Task to carry out | Write out the entire listing below exactly, with the pictures left out.

-- start of Raw data --

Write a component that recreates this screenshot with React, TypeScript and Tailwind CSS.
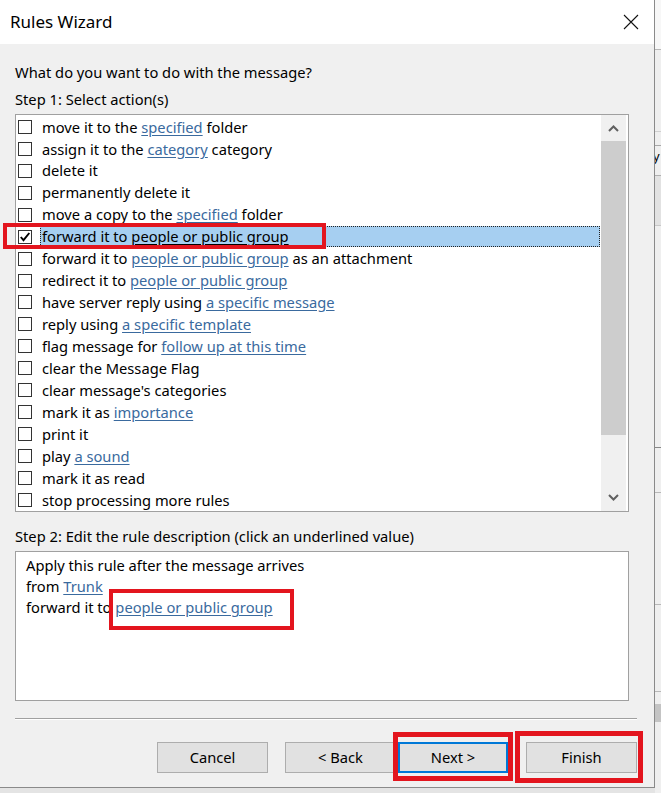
import React from "react";

const FONT = { fontFamily: '"Noto Sans", "Open Sans", sans-serif' };

type Part = string | { link: string };
const rows: Part[][] = [
  ["move it to the ", { link: "specified" }, " folder"],
  ["assign it to the ", { link: "category" }, " category"],
  ["delete it"],
  ["permanently delete it"],
  ["move a copy to the ", { link: "specified" }, " folder"],
  ["forward it to ", { link: "people or public group" }],
  ["forward it to ", { link: "people or public group" }, " as an attachment"],
  ["redirect it to ", { link: "people or public group" }],
  ["have server reply using ", { link: "a specific message" }],
  ["reply using ", { link: "a specific template" }],
  ["flag message for ", { link: "follow up at this time" }],
  ["clear the Message Flag"],
  ["clear message's categories"],
  ["mark it as ", { link: "importance" }],
  ["print it"],
  ["play ", { link: "a sound" }],
  ["mark it as read"],
  ["stop processing more rules"],
];

function Checkbox({ checked }: { checked?: boolean }) {
  return (
    <span className="w-[14px] h-[14px] border border-[#333333] bg-white flex items-center justify-center shrink-0">
      {checked && (
        <svg width="12" height="12" viewBox="0 0 12 12">
          <path d="M1.8 6 L4.5 9.2 L10.3 2" fill="none" stroke="#000" strokeWidth="1.9" />
        </svg>
      )}
    </span>
  );
}

function Row({ parts, selected }: { parts: Part[]; selected?: boolean }) {
  return (
    <div className="h-[22px] flex items-center pl-[2px]">
      <Checkbox checked={selected} />
      <div
        className={
          selected
            ? "ml-[8px] flex-1 h-[21px] flex items-center bg-[#a6cff1] border border-dotted border-[#222] pl-px"
            : "ml-[8px] flex-1 h-[21px] flex items-center pl-[2px]"
        }
      >
        <span className="whitespace-pre text-[14.7px] text-black leading-none">
          {parts.map((p, i) =>
            typeof p === "string" ? (
              <span key={i}>{p}</span>
            ) : (
              <span
                key={i}
                className={selected ? "underline underline-offset-2 text-black" : "underline underline-offset-2 text-[#3a6a9e]"}
              >
                {p.link}
              </span>
            )
          )}
        </span>
      </div>
    </div>
  );
}

function Button({ label, focused }: { label: string; focused?: boolean }) {
  return (
    <div
      className={
        focused
          ? "w-[110px] h-[31px] bg-[#e1e1e1] border-2 border-[#0078d7] flex items-center justify-center text-[14.7px] text-black"
          : "w-[111px] h-[31px] bg-[#e1e1e1] border border-[#adadad] flex items-center justify-center text-[14.7px] text-black"
      }
    >
      {label}
    </div>
  );
}

export default function App() {
  return (
    <div className="w-[661px] h-[793px] flex bg-[#e4e4e4] overflow-hidden" style={FONT}>
      {/* Dialog */}
      <div className="w-[655px] h-[788px] shrink-0 flex flex-col bg-[#f0f0f0] border-r border-b border-[#8a8a8a] relative">
        {/* Title bar */}
        <div className="h-[44px] bg-white flex items-center justify-between pl-[10px] pr-[15px] shrink-0">
          <span className="text-[17px] text-black">Rules Wizard</span>
          <svg width="16" height="16" viewBox="0 0 16 16">
            <path d="M1 1 L15 15 M15 1 L1 15" stroke="#111" strokeWidth="1.1" />
          </svg>
        </div>

        <div className="flex flex-col pl-[15px] pr-[25px]">
          <div className="mt-[18px] h-[20px] flex items-center text-[14.7px] text-black">
            What do you want to do with the message?
          </div>
          <div className="mt-[7px] h-[20px] flex items-center text-[14.7px] text-black">Step 1: Select action(s)</div>

          {/* Actions list */}
          <div className="mt-[5px] h-[398px] border border-[#a0a0a0] bg-white flex">
            <div className="flex-1 flex flex-col pt-px">
              {rows.map((r, i) => (
                <Row key={i} parts={r} selected={i === 5} />
              ))}
            </div>
            <div className="w-[25px] ml-px mr-[2px] flex flex-col bg-[#f0f0f0]">
              <div className="h-[26px] flex items-center justify-center">
                <svg width="11" height="7" viewBox="0 0 11 7">
                  <path d="M1 6 L5.5 1.5 L10 6" fill="none" stroke="#606060" strokeWidth="2" />
                </svg>
              </div>
              <div className="h-[294px] bg-[#cdcdcd]" />
              <div className="flex-1 flex items-end justify-center pb-[10px]">
                <svg width="11" height="7" viewBox="0 0 11 7">
                  <path d="M1 1 L5.5 5.5 L10 1" fill="none" stroke="#606060" strokeWidth="2" />
                </svg>
              </div>
            </div>
          </div>

          <div className="mt-[14px] h-[20px] flex items-center text-[14.7px] text-black">
            Step 2: Edit the rule description (click an underlined value)
          </div>

          {/* Description */}
          <div className="mt-[5px] h-[150px] border border-[#a0a0a0] bg-white pl-[10px] pt-[3px] text-[14.7px] text-black">
            <div className="h-[21px] flex items-center">Apply this rule after the message arrives</div>
            <div className="h-[21px] flex items-center whitespace-pre">
              from <span className="underline underline-offset-2 text-[#3a6a9e]">Trunk</span>
            </div>
            <div className="h-[21px] flex items-center whitespace-pre">
              forward it to <span className="underline underline-offset-2 text-[#3a6a9e]">people or public group</span>
            </div>
          </div>

          <div className="mt-[17px] mr-[-8px] h-[2px] border-t border-[#a0a0a0] border-b border-b-white" />

          {/* Buttons */}
          <div className="mt-[22px] mr-[-8px] flex justify-end">
            <Button label="Cancel" />
            <div className="w-[17px]" />
            <Button label="< Back" />
            <div className="w-[2px]" />
            <Button label="Next >" focused />
            <div className="w-[18px]" />
            <Button label="Finish" />
          </div>
        </div>

        {/* Red annotation boxes */}
        <div className="absolute left-[3px] top-[223px] w-[323px] h-[26px] border-[4px] border-[#e3151e]" />
        <div className="absolute left-[109px] top-[589px] w-[185px] h-[41px] border-[4px] border-[#e3151e]" />
        <div className="absolute left-[393px] top-[732px] w-[120px] h-[49px] border-[5px] border-[#e3151e]" />
        <div className="absolute left-[515px] top-[731px] w-[128px] h-[52px] border-[5px] border-[#e3151e]" />
      </div>

      {/* Background window strip */}
      <div className="flex-1 flex flex-col bg-[#efefef]">
        <div className="h-[50px] border-b border-[#b8b8b8] bg-[#f7f7f7]" />
        <div className="h-[82px] border-b border-[#d0d0d0]" />
        <div className="h-[14px] border-b border-[#a8a8a8]" />
        <div className="h-[30px] border-b border-[#b0b0b0] text-[13px] leading-[20px] -ml-[2px]">y</div>
        <div className="h-[50px] border-b border-[#c8c8c8] bg-[#e2e2e2]" />
        <div className="h-[222px] border-b border-[#888]" />
        <div className="h-[45px] border-b border-[#b8b8b8]" />
        <div className="h-[112px] border-b border-[#b8b8b8]" />
        <div className="h-[87px] border-b border-[#b8b8b8]" />
        <div className="h-[12px]" />
        <div className="h-[18px] bg-[#c4c4c4]" />
        <div className="flex-1" />
      </div>
    </div>
  );
}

-- end of Raw data --

Exercise result |
Write a component that recreates this screenshot with React, TypeScript and Tailwind CSS.
import React from "react";

const FONT = { fontFamily: '"Noto Sans", "Open Sans", sans-serif' };

type Part = string | { link: string };
const rows: Part[][] = [
  ["move it to the ", { link: "specified" }, " folder"],
  ["assign it to the ", { link: "category" }, " category"],
  ["delete it"],
  ["permanently delete it"],
  ["move a copy to the ", { link: "specified" }, " folder"],
  ["forward it to ", { link: "people or public group" }],
  ["forward it to ", { link: "people or public group" }, " as an attachment"],
  ["redirect it to ", { link: "people or public group" }],
  ["have server reply using ", { link: "a specific message" }],
  ["reply using ", { link: "a specific template" }],
  ["flag message for ", { link: "follow up at this time" }],
  ["clear the Message Flag"],
  ["clear message's categories"],
  ["mark it as ", { link: "importance" }],
  ["print it"],
  ["play ", { link: "a sound" }],
  ["mark it as read"],
  ["stop processing more rules"],
];

function Checkbox({ checked }: { checked?: boolean }) {
  return (
    <span className="w-[14px] h-[14px] border border-[#333333] bg-white flex items-center justify-center shrink-0">
      {checked && (
        <svg width="12" height="12" viewBox="0 0 12 12">
          <path d="M1.8 6 L4.5 9.2 L10.3 2" fill="none" stroke="#000" strokeWidth="1.9" />
        </svg>
      )}
    </span>
  );
}

function Row({ parts, selected }: { parts: Part[]; selected?: boolean }) {
  return (
    <div className="h-[22px] flex items-center pl-[2px]">
      <Checkbox checked={selected} />
      <div
        className={
          selected
            ? "ml-[8px] flex-1 h-[21px] flex items-center bg-[#a6cff1] border border-dotted border-[#222] pl-px"
            : "ml-[8px] flex-1 h-[21px] flex items-center pl-[2px]"
        }
      >
        <span className="whitespace-pre text-[14.7px] text-black leading-none">
          {parts.map((p, i) =>
            typeof p === "string" ? (
              <span key={i}>{p}</span>
            ) : (
              <span
                key={i}
                className={selected ? "underline underline-offset-2 text-black" : "underline underline-offset-2 text-[#3a6a9e]"}
              >
                {p.link}
              </span>
            )
          )}
        </span>
      </div>
    </div>
  );
}

function Button({ label, focused }: { label: string; focused?: boolean }) {
  return (
    <div
      className={
        focused
          ? "w-[110px] h-[31px] bg-[#e1e1e1] border-2 border-[#0078d7] flex items-center justify-center text-[14.7px] text-black"
          : "w-[111px] h-[31px] bg-[#e1e1e1] border border-[#adadad] flex items-center justify-center text-[14.7px] text-black"
      }
    >
      {label}
    </div>
  );
}

export default function App() {
  return (
    <div className="w-[661px] h-[793px] flex bg-[#e4e4e4] overflow-hidden" style={FONT}>
      {/* Dialog */}
      <div className="w-[655px] h-[788px] shrink-0 flex flex-col bg-[#f0f0f0] border-r border-b border-[#8a8a8a] relative">
        {/* Title bar */}
        <div className="h-[44px] bg-white flex items-center justify-between pl-[10px] pr-[15px] shrink-0">
          <span className="text-[17px] text-black">Rules Wizard</span>
          <svg width="16" height="16" viewBox="0 0 16 16">
            <path d="M1 1 L15 15 M15 1 L1 15" stroke="#111" strokeWidth="1.1" />
          </svg>
        </div>

        <div className="flex flex-col pl-[15px] pr-[25px]">
          <div className="mt-[18px] h-[20px] flex items-center text-[14.7px] text-black">
            What do you want to do with the message?
          </div>
          <div className="mt-[7px] h-[20px] flex items-center text-[14.7px] text-black">Step 1: Select action(s)</div>

          {/* Actions list */}
          <div className="mt-[5px] h-[398px] border border-[#a0a0a0] bg-white flex">
            <div className="flex-1 flex flex-col pt-px">
              {rows.map((r, i) => (
                <Row key={i} parts={r} selected={i === 5} />
              ))}
            </div>
            <div className="w-[25px] ml-px mr-[2px] flex flex-col bg-[#f0f0f0]">
              <div className="h-[26px] flex items-center justify-center">
                <svg width="11" height="7" viewBox="0 0 11 7">
                  <path d="M1 6 L5.5 1.5 L10 6" fill="none" stroke="#606060" strokeWidth="2" />
                </svg>
              </div>
              <div className="h-[294px] bg-[#cdcdcd]" />
              <div className="flex-1 flex items-end justify-center pb-[10px]">
                <svg width="11" height="7" viewBox="0 0 11 7">
                  <path d="M1 1 L5.5 5.5 L10 1" fill="none" stroke="#606060" strokeWidth="2" />
                </svg>
              </div>
            </div>
          </div>

          <div className="mt-[14px] h-[20px] flex items-center text-[14.7px] text-black">
            Step 2: Edit the rule description (click an underlined value)
          </div>

          {/* Description */}
          <div className="mt-[5px] h-[150px] border border-[#a0a0a0] bg-white pl-[10px] pt-[3px] text-[14.7px] text-black">
            <div className="h-[21px] flex items-center">Apply this rule after the message arrives</div>
            <div className="h-[21px] flex items-center whitespace-pre">
              from <span className="underline underline-offset-2 text-[#3a6a9e]">Trunk</span>
            </div>
            <div className="h-[21px] flex items-center whitespace-pre">
              forward it to <span className="underline underline-offset-2 text-[#3a6a9e]">people or public group</span>
            </div>
          </div>

          <div className="mt-[17px] mr-[-8px] h-[2px] border-t border-[#a0a0a0] border-b border-b-white" />

          {/* Buttons */}
          <div className="mt-[22px] mr-[-8px] flex justify-end">
            <Button label="Cancel" />
            <div className="w-[17px]" />
            <Button label="< Back" />
            <div className="w-[2px]" />
            <Button label="Next >" focused />
            <div className="w-[18px]" />
            <Button label="Finish" />
          </div>
        </div>

        {/* Red annotation boxes */}
        <div className="absolute left-[3px] top-[223px] w-[323px] h-[26px] border-[4px] border-[#e3151e]" />
        <div className="absolute left-[109px] top-[589px] w-[185px] h-[41px] border-[4px] border-[#e3151e]" />
        <div className="absolute left-[393px] top-[732px] w-[120px] h-[49px] border-[5px] border-[#e3151e]" />
        <div className="absolute left-[515px] top-[731px] w-[128px] h-[52px] border-[5px] border-[#e3151e]" />
      </div>

      {/* Background window strip */}
      <div className="flex-1 flex flex-col bg-[#efefef]">
        <div className="h-[50px] border-b border-[#b8b8b8] bg-[#f7f7f7]" />
        <div className="h-[82px] border-b border-[#d0d0d0]" />
        <div className="h-[14px] border-b border-[#a8a8a8]" />
        <div className="h-[30px] border-b border-[#b0b0b0] text-[13px] leading-[20px] -ml-[2px]">y</div>
        <div className="h-[50px] border-b border-[#c8c8c8] bg-[#e2e2e2]" />
        <div className="h-[222px] border-b border-[#888]" />
        <div className="h-[45px] border-b border-[#b8b8b8]" />
        <div className="h-[112px] border-b border-[#b8b8b8]" />
        <div className="h-[87px] border-b border-[#b8b8b8]" />
        <div className="h-[12px]" />
        <div className="h-[18px] bg-[#c4c4c4]" />
        <div className="flex-1" />
      </div>
    </div>
  );
}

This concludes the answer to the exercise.